__Your objective__
Return, without pictures, the lines from the start of the data through the one that contains "const stripes = [1, 2, 3, 4, 5];".

---+---

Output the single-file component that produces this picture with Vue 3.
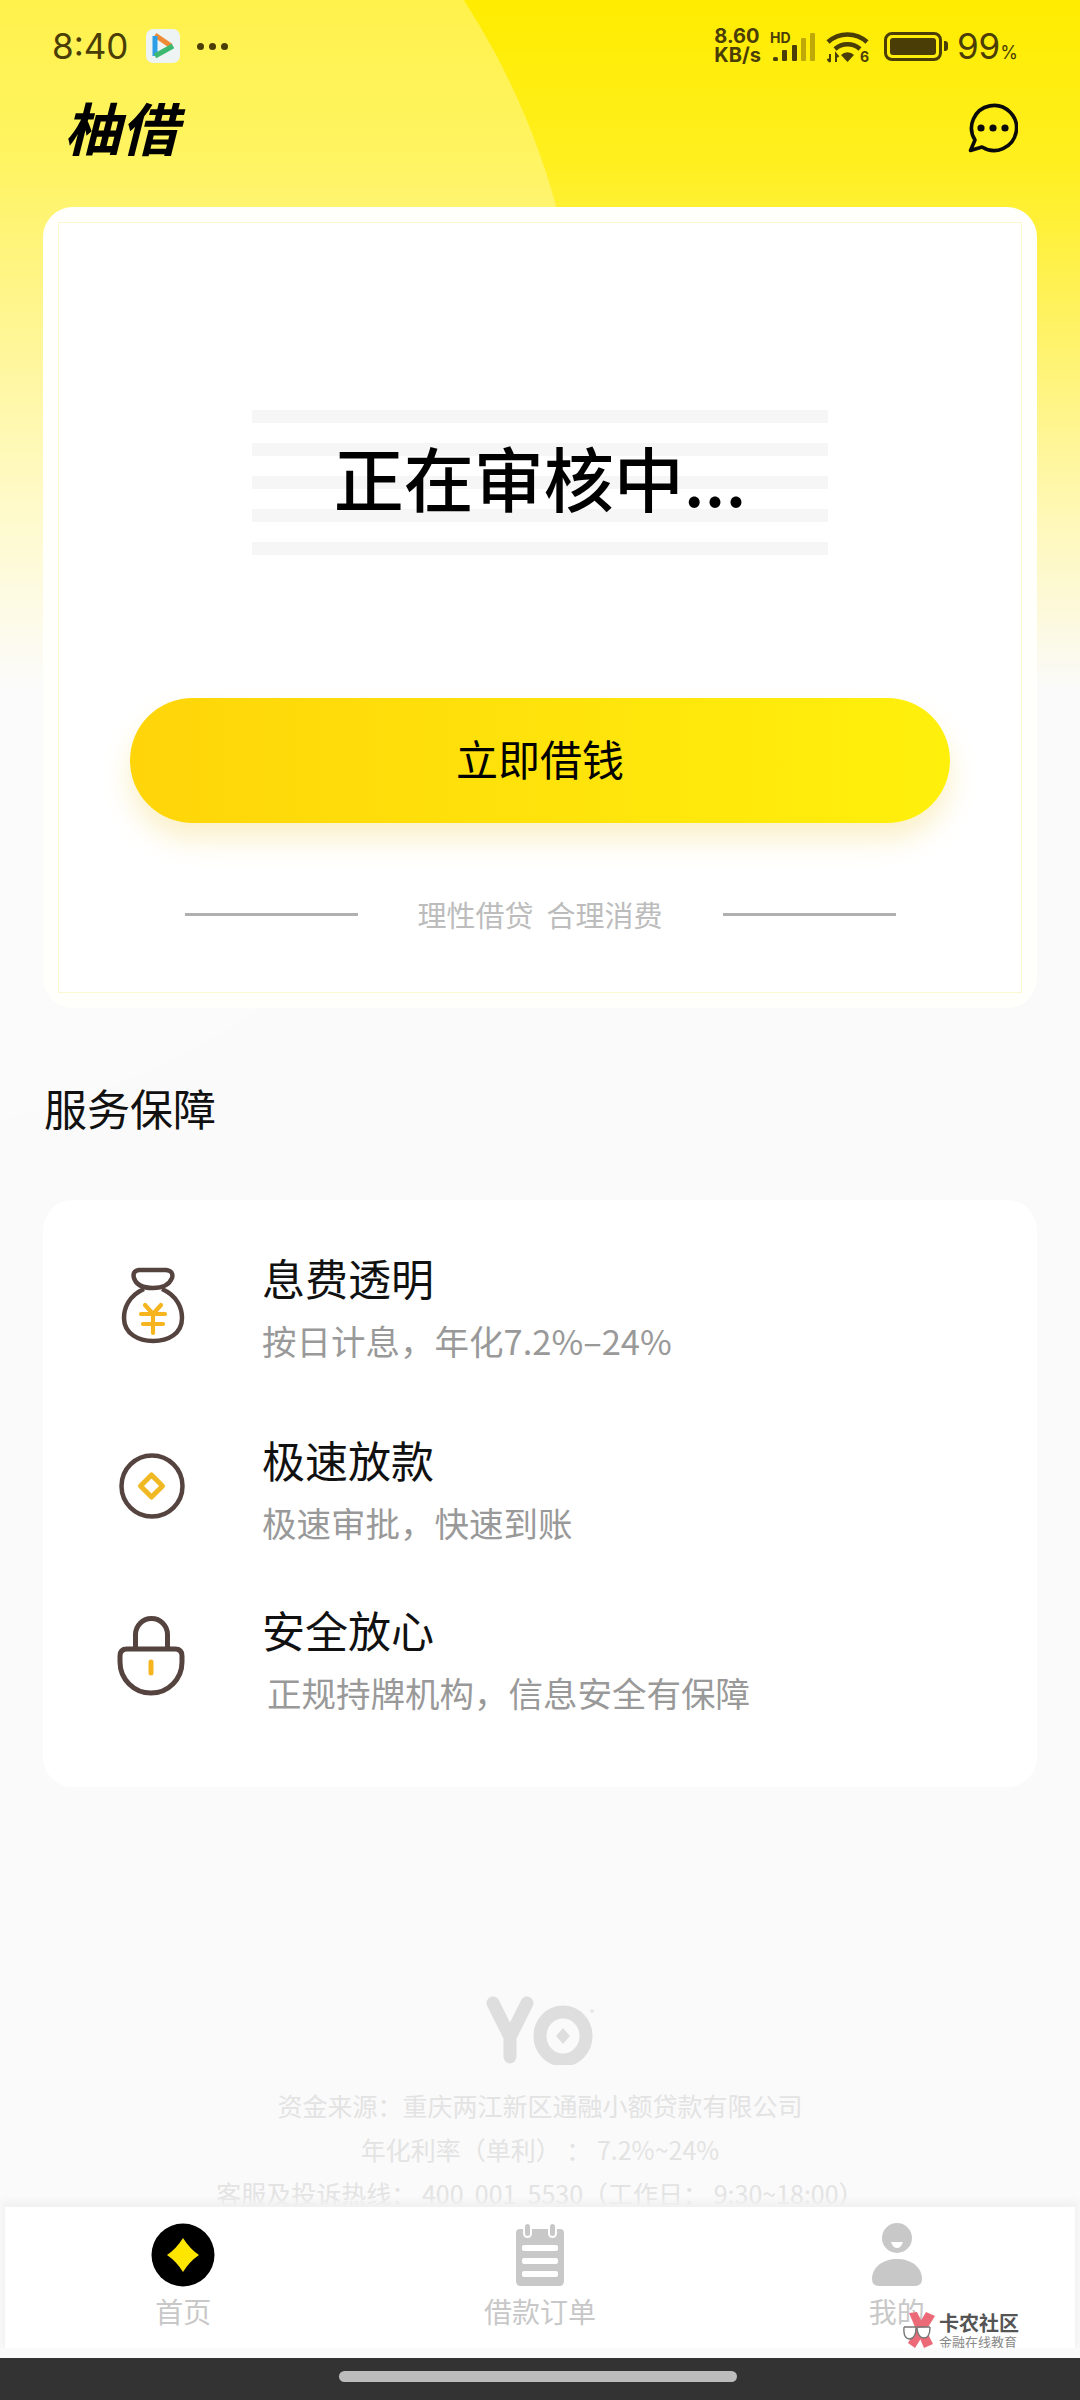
<script setup>
const stripes = [1, 2, 3, 4, 5];

const services = [
  { title: "息费透明", desc: "按日计息\uFF0C年化7.2%–24%", icon: "bag" },
  { title: "极速放款", desc: "极速审批\uFF0C快速到账", icon: "coin" },
  { title: "安全放心", desc: "正规持牌机构\uFF0C信息安全有保障", icon: "lock" },
];

const footerLines = [
  "资金来源\uFF1A重庆两江新区通融小额贷款有限公司",
  "年化利率\uFF08单利\uFF09\u00A0\uFF1A\u00A07.2%~24%",
  "客服及投诉热线\uFF1A\u00A0400\u00A0\u00A0001\u00A0\u00A05530\uFF08工作日\uFF1A\u00A09:30~18:00\uFF09",
];
</script>

<template>
  <div class="page">
    <div class="bg-circle"></div>

    <div class="main">
      <div class="status">
        <div class="status-left">
          <span class="time">8:40</span>
          <svg class="app-icon" width="34" height="34" viewBox="0 0 34 34">
            <rect width="34" height="34" rx="7" fill="#eef3f4" />
            <path d="M9 6 L25 17" stroke="#ef8a35" stroke-width="5" fill="none" />
            <path d="M9 7 L9 27" stroke="#2d9fe8" stroke-width="5" fill="none" />
            <path d="M9 27 L27 17" stroke="#3cb871" stroke-width="5" fill="none" />
          </svg>
          <span class="dots"><i></i><i></i><i></i></span>
        </div>
        <div class="status-right">
          <div class="speed"><span>8.60</span><span>KB/s</span></div>
          <svg width="46" height="34" viewBox="0 0 46 34">
            <text x="1" y="14" class="hd">HD</text>
            <rect x="4" y="28" width="5" height="4" rx="1.5" fill="#4a3d05" />
            <rect x="13" y="21" width="5" height="11" rx="1" fill="#4a3d05" />
            <rect x="23" y="16" width="5" height="16" rx="1" fill="#4a3d05" />
            <rect x="32" y="9" width="5" height="23" rx="1" fill="#bfa908" />
            <rect x="41" y="4" width="5" height="28" rx="1" fill="#bfa908" />
          </svg>
          <svg class="wifi" width="44" height="34" viewBox="0 0 44 34">
            <path d="M2 13 A 29 29 0 0 1 41 13" stroke="#4a3d05" stroke-width="4.5" fill="none" />
            <path d="M9 20 A 19 19 0 0 1 34 20" stroke="#4a3d05" stroke-width="4.5" fill="none" />
            <path d="M15 26 A 9 9 0 0 1 28 26 L21.5 33 Z" fill="#4a3d05" />
            <path d="M4 25 V33 M1.5 30 L4 33 M10 33 V25 L12.5 28" stroke="#4a3d05" stroke-width="2" fill="none" />
            <text x="34" y="33" class="six">6</text>
          </svg>
          <div class="battery"><div class="battery-fill"></div></div>
          <div class="battery-tip"></div>
          <span class="percent">99<small>%</small></span>
        </div>
      </div>

      <div class="header">
        <div class="brand">柚借</div>
        <svg class="chat" width="50" height="50" viewBox="0 0 50 50">
          <path d="M2.5 47.5 L7 37 A 22.5 22.5 0 1 1 14 44 Z" fill="none" stroke="#0a0a0a" stroke-width="3.6" stroke-linejoin="round" />
          <circle cx="13" cy="25" r="3.6" fill="#0a0a0a" />
          <circle cx="25" cy="25" r="3.6" fill="#0a0a0a" />
          <circle cx="37" cy="25" r="3.6" fill="#0a0a0a" />
        </svg>
      </div>

      <div class="card">
        <div class="card-inner">
          <div class="review">
            <div class="stripes">
              <div v-for="s in stripes" :key="s" class="stripe"></div>
            </div>
            <div class="review-text">正在审核中...</div>
          </div>
          <button class="borrow">立即借钱</button>
          <div class="slogan">
            <span class="slogan-line"></span>
            <span class="slogan-text">理性借贷&nbsp;&nbsp;合理消费</span>
            <span class="slogan-line"></span>
          </div>
        </div>
      </div>

      <div class="section-title">服务保障</div>

      <div class="service-card">
        <div v-for="item in services" :key="item.icon" class="row" :class="'row-' + item.icon">
          <div class="row-icon">
            <svg v-if="item.icon === 'bag'" width="80" height="80" viewBox="0 0 80 80">
              <path d="M26 6 H53 Q61 7 59 14 Q55 24 40 24 Q24 24 21 14 Q19 7 26 6 Z" fill="none" stroke="#55433f" stroke-width="4.5" />
              <path d="M31 25 C15 32 11 45 11 54 C11 70 26 77 40 77 C55 77 69 70 69 54 C69 45 65 32 49 25" fill="none" stroke="#55433f" stroke-width="4.5" />
              <path d="M32 41 L40 50 L48 41 M28 50 H52 M30 60 H50 M40 50 V69" fill="none" stroke="#f6b51e" stroke-width="4.2" stroke-linecap="round" />
            </svg>
            <svg v-else-if="item.icon === 'coin'" width="80" height="80" viewBox="0 0 80 80">
              <circle cx="39" cy="40" r="30.5" fill="none" stroke="#55433f" stroke-width="4.5" />
              <path d="M38.5 29 L49.5 40 L38.5 51 L27.5 40 Z" fill="none" stroke="#f0b923" stroke-width="5" stroke-linejoin="round" />
            </svg>
            <svg v-else width="80" height="80" viewBox="0 0 80 80">
              <path d="M22.5 33 V18.5 A 16 16 0 0 1 54.5 18.5 V33" fill="none" stroke="#55433f" stroke-width="5" />
              <path d="M14 33 H62 Q69 33 69 40 V46 A 31 31 0 0 1 7 46 V40 Q7 33 14 33 Z" fill="none" stroke="#55433f" stroke-width="5" />
              <path d="M38 46 V57" stroke="#f6b51e" stroke-width="5" stroke-linecap="round" />
            </svg>
          </div>
          <div class="row-text">
            <div class="row-title">{{ item.title }}</div>
            <div class="row-desc">{{ item.desc }}</div>
          </div>
        </div>
      </div>

      <div class="company">
        <svg width="110" height="70" viewBox="0 0 110 70">
          <path d="M8 8 L25 42 L25 62 M25 42 L42 8" fill="none" stroke="#dedede" stroke-width="13" stroke-linecap="round" stroke-linejoin="round" />
          <ellipse cx="78" cy="41" rx="23" ry="24" fill="none" stroke="#dedede" stroke-width="13" />
          <path d="M78 33 L85 41 L78 49 L71 41 Z" fill="#dedede" />
          <circle cx="107" cy="16" r="2" fill="#e8e8e8" />
        </svg>
        <div class="company-lines">
          <div v-for="line in footerLines" :key="line">{{ line }}</div>
        </div>
      </div>
    </div>

    <div class="tabbar">
      <div class="tab">
        <svg width="64" height="64" viewBox="0 0 64 64">
          <circle cx="32" cy="32" r="31.5" fill="#000" />
          <path d="M32 15 Q38.5 25.5 48 32 Q38.5 38.5 32 49 Q25.5 38.5 16 32 Q25.5 25.5 32 15 Z" fill="#ffe600" />
        </svg>
        <span>首页</span>
      </div>
      <div class="tab">
        <svg width="64" height="64" viewBox="0 0 64 64">
          <path d="M12 6 H52 Q56 6 56 10 V58 Q56 63 51 63 H13 Q8 63 8 58 V10 Q8 6 12 6 Z" fill="#c8c8c8" />
          <rect x="16" y="0" width="7" height="14" rx="3.5" fill="#c8c8c8" stroke="#fff" stroke-width="2" />
          <rect x="41" y="0" width="7" height="14" rx="3.5" fill="#c8c8c8" stroke="#fff" stroke-width="2" />
          <rect x="14" y="22" width="36" height="6" rx="2" fill="#fff" />
          <rect x="14" y="35" width="36" height="6" rx="2" fill="#fff" />
          <rect x="14" y="48" width="36" height="6" rx="2" fill="#fff" />
        </svg>
        <span>借款订单</span>
      </div>
      <div class="tab">
        <svg width="64" height="64" viewBox="0 0 64 64">
          <circle cx="32" cy="15" r="15" fill="#c8c8c8" />
          <path d="M26 19 H38 Q36 25 32 25 Q28 25 26 19 Z" fill="#fff" />
          <path d="M32 36 C46 36 57 44 57 56 Q57 63 50 63 H14 Q7 63 7 56 C7 44 18 36 32 36 Z" fill="#c8c8c8" />
        </svg>
        <span>我的</span>
      </div>
      <div class="watermark">
        <svg width="35" height="36" viewBox="0 0 35 36">
          <path d="M7 1 L15 0 L31 32 L22 36 Z" fill="#ec6a78" />
          <path d="M33 4 L24 0 L6 31 L13 36 Z" fill="#ec6a78" />
          <path d="M2 15 H28 M2 15 Q1 27 8 27 Q14 26 14 16 M15 16 Q16 26 22 26 Q28 26 28 15" fill="#fff" stroke="#777" stroke-width="1.4" />
        </svg>
        <div class="watermark-text">
          <b>卡农社区</b>
          <span>金融在线教育</span>
        </div>
      </div>
    </div>

    <div class="tab-gap"></div>
    <div class="navbar"><div class="handle"></div></div>
  </div>
</template>

<style>
html,
body {
  margin: 0;
  padding: 0;
}
</style>

<style scoped>
.page {
  position: relative;
  width: 1080px;
  height: 2400px;
  overflow: hidden;
  display: flex;
  flex-direction: column;
  font-family: "Noto Sans CJK SC", "Noto Sans", sans-serif;
  background: linear-gradient(180deg, #ffec00 0, #ffef1e 160px, #fff266 330px, #fff8b8 520px, #fafafa 690px);
}

.bg-circle {
  position: absolute;
  left: -890px;
  top: -336px;
  width: 1472px;
  height: 1472px;
  border-radius: 50%;
  background: rgba(255, 255, 255, 0.3);
}

.main {
  position: relative;
  flex: 1;
  min-height: 0;
  overflow: hidden;
}

/* status bar */
.status {
  height: 92px;
  display: flex;
  justify-content: space-between;
  align-items: center;
  padding: 0 62px 0 52px;
  color: #4a3d05;
}

.status-left,
.status-right {
  display: flex;
  align-items: center;
}

.time {
  font-family: Inter, sans-serif;
  font-size: 35px;
  width: 94px;
}

.dots {
  display: flex;
  gap: 5px;
  margin-left: 17px;
}

.dots i {
  width: 7px;
  height: 7px;
  border-radius: 50%;
  background: #4a3d05;
}

.speed {
  display: flex;
  flex-direction: column;
  font-family: Inter, sans-serif;
  font-weight: 700;
  font-size: 20px;
  line-height: 19px;
  margin-right: 8px;
}

.hd {
  font-family: Inter, sans-serif;
  font-size: 14px;
  font-weight: 700;
  fill: #4a3d05;
}

.six {
  font-family: Inter, sans-serif;
  font-size: 14px;
  font-weight: 700;
  fill: #4a3d05;
}

.wifi {
  margin-left: 11px;
}

.battery {
  box-sizing: border-box;
  width: 58px;
  height: 29px;
  margin-left: 14px;
  border: 3px solid #4a3d05;
  border-radius: 8px;
  padding: 3px;
}

.battery-fill {
  height: 100%;
  background: #4a3d05;
  border-radius: 3px;
}

.battery-tip {
  width: 4px;
  height: 10px;
  margin-left: 2px;
  background: #4a3d05;
  border-radius: 0 3px 3px 0;
}

.percent {
  margin-left: 9px;
  font-family: Inter, sans-serif;
  font-size: 35px;
}

.percent small {
  font-size: 18px;
}

.header {
  height: 115px;
  display: flex;
  justify-content: space-between;
  align-items: flex-start;
  padding: 2px 62px 0 64px;
  box-sizing: border-box;
}

.chat {
  margin-top: 9px;
}

.brand {
  font-size: 57px;
  line-height: 64px;
  font-weight: 700;
  font-style: italic;
  color: #000;
}

/* main card */
.card {
  box-sizing: border-box;
  margin: 0 43px;
  height: 801px;
  padding: 15px;
  background: #fffffb;
  border-radius: 30px;
}

.card-inner {
  box-sizing: border-box;
  height: 771px;
  padding-top: 187px;
  border: 1px solid #fbf8d2;
  background: #fff;
  display: flex;
  flex-direction: column;
  align-items: center;
}

.review {
  display: grid;
  width: 576px;
  height: 145px;
}

.stripes,
.review-text {
  grid-area: 1 / 1;
}

.stripes {
  display: flex;
  flex-direction: column;
  justify-content: space-between;
}

.stripe {
  height: 13px;
  background: #f6f6f6;
}

.review-text {
  justify-self: center;
  align-self: center;
  margin-bottom: 12px;
  font-size: 70px;
  line-height: 90px;
  font-weight: 500;
  color: #000;
  white-space: nowrap;
}

.borrow {
  width: 820px;
  height: 125px;
  margin-top: 143px;
  padding: 0 0 6px;
  flex: none;
  border: none;
  border-radius: 63px;
  font-family: inherit;
  font-size: 42px;
  color: #000;
  background: linear-gradient(90deg, #ffd509, #fff00c);
  box-shadow: 0 16px 28px rgba(240, 200, 60, 0.28);
}

.slogan {
  margin-top: 71px;
  display: flex;
  align-items: center;
  height: 40px;
  width: 711px;
  justify-content: space-between;
}

.slogan-line {
  width: 173px;
  height: 3px;
  background: #b0b0b0;
}

.slogan-text {
  font-size: 29px;
  color: #bcbcbc;
}

.section-title {
  margin: 69px 0 63px 44px;
  font-size: 43px;
  line-height: 60px;
  color: #111;
}

/* service list */
.service-card {
  box-sizing: border-box;
  margin: 0 43px;
  height: 587px;
  padding: 47px 0 0 70px;
  background: #fff;
  border-radius: 30px;
}

.row {
  display: flex;
  align-items: center;
}

.row-coin {
  margin-top: 64px;
}

.row-lock {
  margin-top: 52px;
}

.row-icon {
  width: 80px;
  height: 80px;
  margin-right: 69px;
  position: relative;
  top: -2px;
}

.row-title {
  font-size: 43px;
  line-height: 60px;
  color: #111;
}

.row-desc {
  margin-top: 8px;
  font-size: 34.5px;
  line-height: 50px;
  color: #999;
}

.row-lock .row-desc {
  padding-left: 5px;
}

/* company info */
.company {
  margin-top: 208px;
  display: flex;
  flex-direction: column;
  align-items: center;
}

.company svg {
  display: block;
}

.company-lines {
  margin-top: 18px;
  font-size: 25px;
  line-height: 44px;
  color: #e3e3e3;
  text-align: center;
  white-space: nowrap;
}

/* bottom tabs */
.tabbar {
  position: relative;
  height: 141px;
  margin: 0 5px;
  flex: none;
  display: grid;
  grid-template-columns: repeat(3, 1fr);
  background: #fff;
  box-shadow: 0 -3px 7px 3px #f1f1f1;
}

.tab {
  display: flex;
  flex-direction: column;
  align-items: center;
  padding-top: 16px;
}

.tab svg {
  display: block;
}

.tab span {
  margin-top: 4px;
  font-size: 28px;
  line-height: 40px;
  color: #c8c8c8;
}

.watermark {
  position: absolute;
  left: 897px;
  top: 105px;
  display: flex;
  align-items: center;
  gap: 2px;
}

.watermark-text {
  display: flex;
  flex-direction: column;
  line-height: 1;
}

.watermark-text b {
  font-size: 20px;
  color: #555;
}

.watermark-text span {
  margin-top: 2px;
  font-size: 13px;
  color: #888;
}

.tab-gap {
  position: relative;
  height: 10px;
  flex: none;
  background: #fafafa;
}

.navbar {
  position: relative;
  height: 42px;
  flex: none;
  background: #333;
  display: flex;
  justify-content: center;
  padding: 13px 5px 0 0;
  box-sizing: border-box;
}

.handle {
  width: 398px;
  height: 11px;
  border-radius: 6px;
  background: #bcbcbc;
}
</style>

---+---

__Exercise output__
Output the single-file component that produces this picture with Vue 3.
<script setup>
const stripes = [1, 2, 3, 4, 5];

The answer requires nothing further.